There is an economic rationale for changing course, says Andrew Watt, an economist at the Institut für Makroökonomie und Konjunkturforschung. With very high unemployment, there’s a big incentive “just to get people into jobs, but once unemployment is down, the necessity of forcing people to take any job goes down, and then from a business point of view and a government point of view, you get more interested in, ‘Are people in high productivity jobs, jobs that are good for their health, jobs where they can stay past 65?’”

A tough sanctions regime can be counterproductive to these goals. As a review of 94 studies on the effectiveness of sanctions from a range of countries concludes: “While sanctions tend to increase exits to employment in the short term, there is evidence of adverse impacts on job quality, job stability, earnings and income, and of increased exits to non-employment or inactivity”.

In Germany, Hartz has been blamed for helping to expand low-paid work. In the UK, a study published last month by the Institute for Fiscal Studies found a succession of benefit reforms in recent decades led to higher employment but usually in part-time, low-paid jobs with little career progression. As a result, those who entered work tended to pay little tax and still required in-work benefits to top up their incomes.

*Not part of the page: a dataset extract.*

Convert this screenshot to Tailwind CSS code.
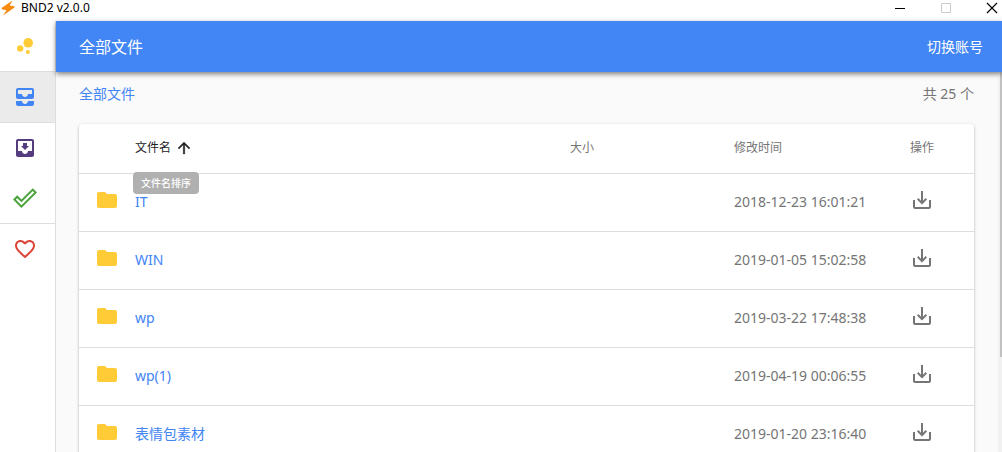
<!DOCTYPE html>
<html lang="zh-CN">
  <head>
    <meta charset="UTF-8" />
    <meta name="viewport" content="width=device-width, initial-scale=1.0" />
    <title>BND2 v2.0.0</title>
    <script src="https://cdn.jsdelivr.net/npm/@tailwindcss/browser@4"></script>
  </head>
  <body
    class="flex h-screen flex-col overflow-hidden bg-white font-['Noto_Sans','Noto_Sans_CJK_SC',sans-serif] text-sm text-[#757575]"
  >
    <svg class="hidden">
      <symbol id="folder" viewBox="0 0 24 24">
        <path d="M10 4H4c-1.1 0-2 .9-2 2v12c0 1.1.9 2 2 2h16c1.1 0 2-.9 2-2V8c0-1.1-.9-2-2-2h-8l-2-2z" />
      </symbol>
      <symbol id="download" viewBox="0 0 24 24">
        <path
          d="M19 12v7H5v-7H3v7c0 1.1.9 2 2 2h14c1.1 0 2-.9 2-2v-7h-2zm-6 .67l2.59-2.58L17 11.5l-5 5-5-5 1.41-1.41L11 12.67V3h2v9.67z"
        />
      </symbol>
    </svg>

    <!-- Title bar -->
    <div class="flex h-[21px] shrink-0 items-start justify-between text-xs text-black">
      <div class="flex items-center">
        <svg class="size-4" viewBox="0 0 16 16" fill="#f7890f">
          <path d="M12.5.5 1.500 8l.3 1.200 4.700 1L3 15.500 14.500 7.500l-.2-1.300-4.600-.7z" />
        </svg>
        <span class="ml-[5px]">BND2 v2.0.0</span>
      </div>
      <div class="flex gap-[34px] pt-[2px] pr-1">
        <button type="button" aria-label="最小化">
          <svg class="size-3" viewBox="0 0 12 12" fill="none" stroke="currentColor">
            <path d="M1 6.5h10" />
          </svg>
        </button>
        <button type="button" aria-label="最大化" class="text-[#cccccc]">
          <svg class="size-3" viewBox="0 0 12 12" fill="none" stroke="currentColor">
            <path d="M1.5 1.5h9v9h-9z" />
          </svg>
        </button>
        <button type="button" aria-label="关闭">
          <svg class="size-3" viewBox="0 0 12 12" fill="none" stroke="currentColor" stroke-width="1.2">
            <path d="M1 1l10 10M11 1L1 11" />
          </svg>
        </button>
      </div>
    </div>

    <div class="flex min-h-0 flex-1">
      <!-- Sidebar -->
      <nav class="flex w-14 shrink-0 flex-col border-r border-[#dedede]">
        <a href="#" aria-label="首页" class="flex h-[51px] items-center border-b border-[#dedede] pl-[13px]">
          <svg class="size-6" viewBox="0 0 24 24" fill="#ffcb37">
            <circle cx="7.2" cy="14.4" r="3.2" />
            <circle cx="14.8" cy="18" r="2" />
            <circle cx="15.2" cy="8.8" r="4.8" />
          </svg>
        </a>
        <a
          href="#"
          aria-label="全部文件"
          class="flex h-[51px] items-center border-b border-[#dedede] bg-[#ebebeb] pl-[13px]"
        >
          <svg class="size-6" viewBox="0 0 24 24" fill="#4285f4">
            <path
              d="M19 3H5c-1.1 0-2 .9-2 2v7c0 1.1.9 2 2 2h14c1.1 0 2-.9 2-2V5c0-1.1-.9-2-2-2zm0 6h-4c0 1.62-1.38 3-3 3s-3-1.38-3-3H5V5h14v4zm-4 7h6v3c0 1.1-.9 2-2 2H5c-1.1 0-2-.9-2-2v-3h6c0 1.66 1.34 3 3 3s3-1.34 3-3z"
            />
          </svg>
        </a>
        <a href="#" aria-label="下载" class="flex h-[50px] items-center pl-[13px]">
          <svg class="size-6" viewBox="0 0 24 24" fill="#553c7f">
            <path
              d="M19 3H5c-1.1 0-2 .9-2 2v14c0 1.1.9 2 2 2h14c1.1 0 2-.9 2-2V5c0-1.1-.9-2-2-2zm0 12h-4c0 1.66-1.35 3-3 3s-3-1.34-3-3H5V5h14v10zm-3-5h-2V7h-4v3H8l4 4 4-4z"
            />
          </svg>
        </a>
        <a href="#" aria-label="已完成" class="flex h-[51px] items-center border-b border-[#dedede] pl-[13px]">
          <svg class="size-6" viewBox="0 0 24 24" fill="#4ba33c">
            <path
              d="M19.78 2.2L24 6.42 8.44 22 0 13.55l4.22-4.22 4.22 4.22L19.78 2.2m0 2.8L8.44 16.36l-4.22-4.17-1.41 1.36 5.63 5.62L21.19 6.42 19.78 5z"
            />
          </svg>
        </a>
        <a href="#" aria-label="收藏" class="flex h-[50px] items-center pl-[13px]">
          <svg class="size-6" viewBox="0 0 24 24" fill="#db4437">
            <path
              d="M16.5 3c-1.74 0-3.41.81-4.5 2.09C10.91 3.81 9.24 3 7.5 3 4.42 3 2 5.42 2 8.5c0 3.78 3.4 6.86 8.55 11.54L12 21.35l1.45-1.32C18.6 15.36 22 12.28 22 8.5 22 5.42 19.58 3 16.5 3zm-4.4 15.55l-.1.1-.1-.1C7.14 14.24 4 11.39 4 8.5 4 6.5 5.5 5 7.5 5c1.54 0 3.04.99 3.57 2.36h1.87C13.46 5.99 14.96 5 16.5 5c2 0 3.5 1.5 3.5 3.5 0 2.89-3.14 5.74-7.9 10.05z"
            />
          </svg>
        </a>
      </nav>

      <div class="flex min-w-0 flex-1 flex-col">
        <header
          class="z-10 flex h-[51px] shrink-0 items-center justify-between bg-[#4285f4] pr-[19px] pl-[23px] text-white shadow-[0_2px_5px_rgba(0,0,0,0.5)]"
        >
          <h1 class="text-base">全部文件</h1>
          <button type="button">切换账号</button>
        </header>

        <div class="flex min-h-0 flex-1 bg-[#fafafa]">
          <main class="min-w-0 flex-1 overflow-hidden pr-6 pl-[23px]">
            <div class="flex h-[52px] items-center justify-between pb-2">
              <a href="#" class="text-[#4285f4]">全部文件</a>
              <span>共 25 个</span>
            </div>

            <div class="rounded bg-white shadow-[0_1px_3px_rgba(0,0,0,0.3)]">
              <table class="w-full table-fixed text-left">
                <colgroup>
                  <col class="w-14" />
                  <col />
                  <col class="w-[164px]" />
                  <col class="w-[176px]" />
                  <col class="w-16" />
                </colgroup>
                <thead class="text-xs">
                  <tr class="h-[49px] border-b border-[#dedede]">
                    <th></th>
                    <th class="font-normal text-[#212121]">
                      <div class="relative">
                        <button type="button" class="flex items-center gap-1" aria-describedby="sort-tip">
                          文件名
                          <svg
                            class="size-[18px]"
                            viewBox="0 0 24 24"
                            fill="currentColor"
                            stroke="currentColor"
                            stroke-width="0.5"
                          >
                            <path d="M4 12l1.41 1.41L11 7.83V20h2V7.83l5.58 5.59L20 12l-8-8-8 8z" />
                          </svg>
                        </button>
                        <span
                          id="sort-tip"
                          role="tooltip"
                          class="absolute top-[33px] -left-[2px] rounded bg-[#b0b0b0] px-2 text-[10px] leading-[22px] font-medium text-white"
                          >文件名排序</span
                        >
                      </div>
                    </th>
                    <th class="font-normal">大小</th>
                    <th class="font-normal">修改时间</th>
                    <th class="font-normal">操作</th>
                  </tr>
                </thead>
                <tbody id="files"></tbody>
              </table>
            </div>
          </main>

          <!-- Scrollbar -->
          <div class="w-1 shrink-0 bg-[#f1f1f1] pl-[2px]">
            <div class="h-3/4 bg-[#c1c1c1]"></div>
          </div>
        </div>
      </div>
    </div>

    <script>
      const files = [
        ["IT", "2018-12-23 16:01:21"],
        ["WIN", "2019-01-05 15:02:58"],
        ["wp", "2019-03-22 17:48:38"],
        ["wp(1)", "2019-04-19 00:06:55"],
        ["表情包素材", "2019-01-20 23:16:40"],
      ];

      document.getElementById("files").innerHTML = files
        .map(
          ([name, time]) => `
            <tr class="h-[58px] border-b border-[#dedede]">
              <td class="pb-1 pl-4">
                <svg class="size-6" fill="#ffcb37"><use href="#folder" /></svg>
              </td>
              <td><a href="#" class="text-[#4285f4]">${name}</a></td>
              <td></td>
              <td>${time}</td>
              <td class="pb-1">
                <button type="button" class="block" aria-label="下载 ${name}">
                  <svg class="size-6" fill="currentColor"><use href="#download" /></svg>
                </button>
              </td>
            </tr>`,
        )
        .join("");
    </script>
  </body>
</html>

After a push between 2008 and 2012 to get more single parents to work, for example, the average earnings of those newly employed were just £8,000 a year.

Employers don’t particularly like systems that force people to bash out countless job applications either. “We stopped advertising on the Jobcentre . . . because you just had hundreds and hundreds of applications from people that are really not interested in care,” one UK employer told researchers at Manchester Metropolitan University in a recently published study. “They just have to apply to show their employment adviser that they’re applying for jobs.”

Similarly to Germany, the UK doesn’t have an unemployment problem but it does suffer from labour and skills shortages. In fact, the UK situation is more worrying because rising numbers of people are dropping out of the labour market altogether into long-term sickness or early retirement. The Conservative government has announced some “carrot” policies that should help, most notably by offering more hours of free childcare to parents who work. It also plans to stop putting people through a test of whether they are too ill to work, allowing them to seek work without fear of losing benefits.

But the sticks are not disappearing just yet. The German reforms were watered down at the last minute when the ruling coalition had to compromise with the conservatives in the upper house. As a result, sanctions will be in place from day one.

The German sanctions are nowhere near as punitive as those in the UK, though. Chancellor Jeremy Hunt said in his Budget last week that “sanctions will be applied more rigorously to those who fail to meet strict work-search requirements or choose not to take up a reasonable job offer”. In future, it is possible that unwell and disabled people could be at risk of them, too.

Some people dream of a universal basic income where everyone gets money from the state with no strings attached. But there could be a long wait. Even when the macroeconomy is at a point where using sticks to prod people is probably doing more harm than good, they are proving remarkably hard to put down.